First hole on this monster is a medium length par three which I promptly birdied by chipping in from the fringe. Can only go downhill from here and it certainly did.
How did I fare in all this? Whilst flying over Uzbekistan my abiding thought was ‘I hope I don’t make a complete arse of myself and it would be nice to win a match’. I arrived with a Club handicap of 15 with a New Zealand derived ‘Slope’ of 14.3. The Fuhrer would have none of this true reflection of my playing ability (or, more like, lack thereof) and decreed I would play off 14. This was obviously not open to protest or negotiation what with him being the Fuhrer and everything. I failed to be either good enough or bad enough all week to have this altered in either direction. So I spent the week (especially the Lytham days) playing from a handicap that was flattering at best.. Despite this I beat the best man at my wedding on an extra hole to progress to the second round of The Cup. Here I saw off Mary who was really a bloke to get into the semi final. This had me drawn to meet the best golfer during our undergraduate days and still playing off four; this over the as yet unplayed and very scary Lytham course. Well it has been a good run and I haven’t completely stuffed the week up. For reasons I can’t really understand I beat him three and two. Hellfire I’m in the final of the Cup. The Plate, Saucer and Egg Cup are no longer open to me.
Final over the Lytham course on the final morning against one of my best mates playing off four. I double bogey the first to his par. I can see where this is going. But no. He plays dreadfully for the next nine holes and I play OK and I get myself five up. He then plays OK/well and I play dreadfully so we stand on the last all square. This is the stuff of dreams.

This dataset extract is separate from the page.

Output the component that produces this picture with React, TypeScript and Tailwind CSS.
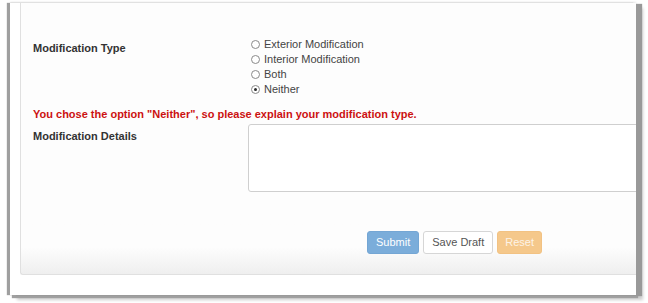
import React from 'react';

const options = [ 'Exterior Modification', 'Interior Modification', 'Both', 'Neither' ];

const Radio = ( { label, checked }: { label: string; checked?: boolean } ) => (
	<label className="flex items-center h-[15px] gap-[4px] text-[#444]">
		<span className="w-[9px] h-[9px] rounded-full border border-[#8a8a8a] bg-white flex items-center justify-center shrink-0">
			{ checked && <span className="w-[3px] h-[3px] rounded-full bg-[#2a2a2a]" /> }
		</span>
		<span>{ label }</span>
	</label>
);

export default function App() {
	return (
		<div
			className="w-[648px] h-[303px] bg-white pt-[3px] pl-[10px] text-[11px] leading-[15px]"
			style={ { fontFamily: '"Liberation Sans", Arial, sans-serif' } }
		>
			<div className="w-[626px] h-[292px] bg-white overflow-hidden pl-[10px] shadow-[-3px_0_1px_#9f9f9f,6px_1px_1px_#999999,2px_3px_1px_#a0a0a0,7px_5px_3px_rgba(0,0,0,0.2),0_-1px_2px_rgba(0,0,0,0.1)]">
				<div className="w-[720px] h-[272px] border-l border-b border-[#e0e0e0] rounded-bl-[3px] bg-linear-to-b from-[#fdfdfd] from-90% to-[#efefef] pl-[12px] pt-[34px] flex flex-col">
					<div className="flex">
						<div className="w-[218px] pt-[4px] font-bold text-[#333]">Modification Type</div>
						<div className="flex flex-col">
							{ options.map( ( o ) => (
								<Radio key={ o } label={ o } checked={ o === 'Neither' } />
							) ) }
						</div>
					</div>

					<p className="mt-[10px] font-bold text-[#cc1111]">
						You chose the option "Neither", so please explain your modification type.
					</p>

					<div className="flex mt-[2px]">
						<div className="w-[215px] pt-[5px] font-bold text-[#333]">Modification Details</div>
						<textarea className="w-[460px] h-[68px] border border-[#cfcfcf] rounded-[3px] bg-white resize-none outline-none" />
					</div>

					<div className="flex gap-[4px] mt-[39px] ml-[334px]">
						<button className="h-[23px] px-[8px] rounded-[3px] bg-[#7badda] border border-[#74a6d4] text-white">
							Submit
						</button>
						<button className="h-[23px] px-[8px] rounded-[3px] bg-white border border-[#d6d6d6] text-[#555]">
							Save Draft
						</button>
						<button className="h-[23px] px-[7px] rounded-[3px] bg-[#f5c88b] border border-[#f2c283] text-[#fdf3e6]">
							Reset
						</button>
					</div>
				</div>
			</div>
		</div>
	);
}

Seriously, I have never experienced anything like it. Standing on the eighteenth tee of a Championship course with the week’s golf hinging on the next ten minutes and all I can see in front of me is bunkers. No giving or receiving of strokes; good old-fashioned ‘who hits the ball the least number of times to get the ball in the hole wins’. Pip’s honour and he slices a drive into a gorse thicket surrounding the Club flagpole. This, if anything makes it worse. I should win from here, but I have been playing like a drain for the last hour being unable to hit a decent shot with any club in the bag and all I can see in front of me is sand. The bunkers are getting bigger and moving closer together as I watch. Harden up, man, and hit the bloody thing. Slightly cut a drive my usual powder puff distance and, wonder of wonders, the ball is above ground at the left edge of the fairway. We go and look for Pip’s ball and he has got it into the only playable lie for about twenty metres in any direction. He plays a great shot to be about twenty feet short of the green. I wander over to my ball and I look at the green to see, well, sand. A different set of bunkers from those that confronted me five minutes ago but they still contain the same stuff. Take the trusty 23˚ rescue club and have a wazz. Please let this be reasonable. Look up and there is the NXT-Tour flying straight as an arrow towards………the flag. Bloody hell, where did that come from? I couldn’t stop a ball on these greens all week and this was no different. It pitches just short of the flag and rolls forty feet past. Pip putts up to about eight feet and I knock mine to five feet leaving myself with, mercifully, an uphill putt. His putt. Nasty length with a bit of right to left in it. Straight down the orifice. Well this it then. I decided not to look for breaks that weren’t there and just walked up to and hit it. Best putt I hit all week. Dead centre down to the last Angström unit. All square after eighteen. Best hole of golf I have ever played. I couldn’t give a rat’s arse what happens now. Share the trophy, play more, lose on a count back – who cares? I’m now a psychological basket case. But Pip is made of sterner stuff; he’s been a great sportsman forever. We play the eighteenth again and Pip’s four beats my five. I am not the first and won’t be the last to lose a match over the closing holes of Royal Lytham.
Runner up over the week in the knockout matchplay was beyond my most optimistic hopes. The amount of fun I had for five days also exceeded my wildest expectations by the length of the straight. This was industrial grade enjoyment. The friends you make at university are surely the best friends you’ll ever have. Although we all looked a little different from the exterior the insides were unaltered and the interplay between the members of the group was vintage 1972. Tales of the Darts Club Library, Shneerson’s 150 holes in a day with only a bottle of Scotch and a packet of ginger nuts for sustenance, long forgotten and largely unfortunate choices of girlfriends, Santini’s, beer (lots of beer), Wilson House etc., etc. Pure gold.
South West Ireland next year. Do I want a re-match? Hell yes.